▸ Requirements
Write the material out again exactly.

===== Information provided

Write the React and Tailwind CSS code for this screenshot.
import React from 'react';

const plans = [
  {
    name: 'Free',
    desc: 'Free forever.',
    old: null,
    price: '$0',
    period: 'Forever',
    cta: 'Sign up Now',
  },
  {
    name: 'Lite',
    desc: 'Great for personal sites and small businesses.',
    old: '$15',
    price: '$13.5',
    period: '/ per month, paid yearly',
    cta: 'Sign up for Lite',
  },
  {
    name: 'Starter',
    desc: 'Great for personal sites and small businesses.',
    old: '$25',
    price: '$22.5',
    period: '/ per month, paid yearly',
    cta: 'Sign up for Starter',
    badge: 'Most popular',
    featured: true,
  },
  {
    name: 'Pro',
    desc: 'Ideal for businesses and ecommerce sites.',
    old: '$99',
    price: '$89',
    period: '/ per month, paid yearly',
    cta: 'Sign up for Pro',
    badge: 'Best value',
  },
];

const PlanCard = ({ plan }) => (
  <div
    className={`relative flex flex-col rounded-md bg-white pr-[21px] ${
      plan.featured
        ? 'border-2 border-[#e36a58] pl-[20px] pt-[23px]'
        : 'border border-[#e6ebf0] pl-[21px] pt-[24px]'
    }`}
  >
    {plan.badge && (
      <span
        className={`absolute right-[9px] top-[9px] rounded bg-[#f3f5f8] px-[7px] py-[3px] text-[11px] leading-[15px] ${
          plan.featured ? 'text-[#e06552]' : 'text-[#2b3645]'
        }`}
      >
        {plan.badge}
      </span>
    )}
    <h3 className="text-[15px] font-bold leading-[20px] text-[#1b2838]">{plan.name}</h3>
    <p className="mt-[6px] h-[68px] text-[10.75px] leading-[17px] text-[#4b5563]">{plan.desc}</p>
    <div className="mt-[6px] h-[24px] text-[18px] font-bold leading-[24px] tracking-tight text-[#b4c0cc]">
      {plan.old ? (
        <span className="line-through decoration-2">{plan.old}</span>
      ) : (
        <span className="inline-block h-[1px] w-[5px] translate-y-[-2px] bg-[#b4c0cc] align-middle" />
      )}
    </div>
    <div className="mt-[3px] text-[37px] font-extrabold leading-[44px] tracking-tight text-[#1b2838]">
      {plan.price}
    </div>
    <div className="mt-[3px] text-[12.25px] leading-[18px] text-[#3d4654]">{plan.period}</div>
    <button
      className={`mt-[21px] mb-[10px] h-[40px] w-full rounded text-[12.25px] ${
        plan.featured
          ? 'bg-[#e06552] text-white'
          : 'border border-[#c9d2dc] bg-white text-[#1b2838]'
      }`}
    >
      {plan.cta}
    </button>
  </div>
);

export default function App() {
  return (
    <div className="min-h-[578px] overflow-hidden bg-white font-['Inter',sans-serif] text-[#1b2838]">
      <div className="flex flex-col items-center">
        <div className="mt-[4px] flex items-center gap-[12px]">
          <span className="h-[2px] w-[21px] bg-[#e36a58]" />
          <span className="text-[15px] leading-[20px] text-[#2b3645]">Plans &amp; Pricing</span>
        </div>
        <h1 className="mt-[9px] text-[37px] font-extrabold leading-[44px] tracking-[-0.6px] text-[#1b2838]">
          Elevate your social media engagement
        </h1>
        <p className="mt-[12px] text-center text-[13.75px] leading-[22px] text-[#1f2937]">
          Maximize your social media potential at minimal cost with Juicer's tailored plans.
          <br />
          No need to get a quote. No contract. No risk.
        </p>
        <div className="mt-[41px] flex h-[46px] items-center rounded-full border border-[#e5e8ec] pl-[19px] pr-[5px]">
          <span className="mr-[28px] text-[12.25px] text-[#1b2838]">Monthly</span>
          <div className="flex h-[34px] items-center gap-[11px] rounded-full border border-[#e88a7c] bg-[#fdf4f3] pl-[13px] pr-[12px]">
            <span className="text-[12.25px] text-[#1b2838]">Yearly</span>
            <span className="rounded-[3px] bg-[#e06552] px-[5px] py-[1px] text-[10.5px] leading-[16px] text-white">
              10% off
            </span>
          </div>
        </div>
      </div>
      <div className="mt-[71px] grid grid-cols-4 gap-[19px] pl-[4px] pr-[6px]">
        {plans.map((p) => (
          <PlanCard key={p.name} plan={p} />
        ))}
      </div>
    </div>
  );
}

==========

▸ Reply to the exercise
Write the React and Tailwind CSS code for this screenshot.
import React from 'react';

const plans = [
  {
    name: 'Free',
    desc: 'Free forever.',
    old: null,
    price: '$0',
    period: 'Forever',
    cta: 'Sign up Now',
  },
  {
    name: 'Lite',
    desc: 'Great for personal sites and small businesses.',
    old: '$15',
    price: '$13.5',
    period: '/ per month, paid yearly',
    cta: 'Sign up for Lite',
  },
  {
    name: 'Starter',
    desc: 'Great for personal sites and small businesses.',
    old: '$25',
    price: '$22.5',
    period: '/ per month, paid yearly',
    cta: 'Sign up for Starter',
    badge: 'Most popular',
    featured: true,
  },
  {
    name: 'Pro',
    desc: 'Ideal for businesses and ecommerce sites.',
    old: '$99',
    price: '$89',
    period: '/ per month, paid yearly',
    cta: 'Sign up for Pro',
    badge: 'Best value',
  },
];

const PlanCard = ({ plan }) => (
  <div
    className={`relative flex flex-col rounded-md bg-white pr-[21px] ${
      plan.featured
        ? 'border-2 border-[#e36a58] pl-[20px] pt-[23px]'
        : 'border border-[#e6ebf0] pl-[21px] pt-[24px]'
    }`}
  >
    {plan.badge && (
      <span
        className={`absolute right-[9px] top-[9px] rounded bg-[#f3f5f8] px-[7px] py-[3px] text-[11px] leading-[15px] ${
          plan.featured ? 'text-[#e06552]' : 'text-[#2b3645]'
        }`}
      >
        {plan.badge}
      </span>
    )}
    <h3 className="text-[15px] font-bold leading-[20px] text-[#1b2838]">{plan.name}</h3>
    <p className="mt-[6px] h-[68px] text-[10.75px] leading-[17px] text-[#4b5563]">{plan.desc}</p>
    <div className="mt-[6px] h-[24px] text-[18px] font-bold leading-[24px] tracking-tight text-[#b4c0cc]">
      {plan.old ? (
        <span className="line-through decoration-2">{plan.old}</span>
      ) : (
        <span className="inline-block h-[1px] w-[5px] translate-y-[-2px] bg-[#b4c0cc] align-middle" />
      )}
    </div>
    <div className="mt-[3px] text-[37px] font-extrabold leading-[44px] tracking-tight text-[#1b2838]">
      {plan.price}
    </div>
    <div className="mt-[3px] text-[12.25px] leading-[18px] text-[#3d4654]">{plan.period}</div>
    <button
      className={`mt-[21px] mb-[10px] h-[40px] w-full rounded text-[12.25px] ${
        plan.featured
          ? 'bg-[#e06552] text-white'
          : 'border border-[#c9d2dc] bg-white text-[#1b2838]'
      }`}
    >
      {plan.cta}
    </button>
  </div>
);

export default function App() {
  return (
    <div className="min-h-[578px] overflow-hidden bg-white font-['Inter',sans-serif] text-[#1b2838]">
      <div className="flex flex-col items-center">
        <div className="mt-[4px] flex items-center gap-[12px]">
          <span className="h-[2px] w-[21px] bg-[#e36a58]" />
          <span className="text-[15px] leading-[20px] text-[#2b3645]">Plans &amp; Pricing</span>
        </div>
        <h1 className="mt-[9px] text-[37px] font-extrabold leading-[44px] tracking-[-0.6px] text-[#1b2838]">
          Elevate your social media engagement
        </h1>
        <p className="mt-[12px] text-center text-[13.75px] leading-[22px] text-[#1f2937]">
          Maximize your social media potential at minimal cost with Juicer's tailored plans.
          <br />
          No need to get a quote. No contract. No risk.
        </p>
        <div className="mt-[41px] flex h-[46px] items-center rounded-full border border-[#e5e8ec] pl-[19px] pr-[5px]">
          <span className="mr-[28px] text-[12.25px] text-[#1b2838]">Monthly</span>
          <div className="flex h-[34px] items-center gap-[11px] rounded-full border border-[#e88a7c] bg-[#fdf4f3] pl-[13px] pr-[12px]">
            <span className="text-[12.25px] text-[#1b2838]">Yearly</span>
            <span className="rounded-[3px] bg-[#e06552] px-[5px] py-[1px] text-[10.5px] leading-[16px] text-white">
              10% off
            </span>
          </div>
        </div>
      </div>
      <div className="mt-[71px] grid grid-cols-4 gap-[19px] pl-[4px] pr-[6px]">
        {plans.map((p) => (
          <PlanCard key={p.name} plan={p} />
        ))}
      </div>
    </div>
  );
}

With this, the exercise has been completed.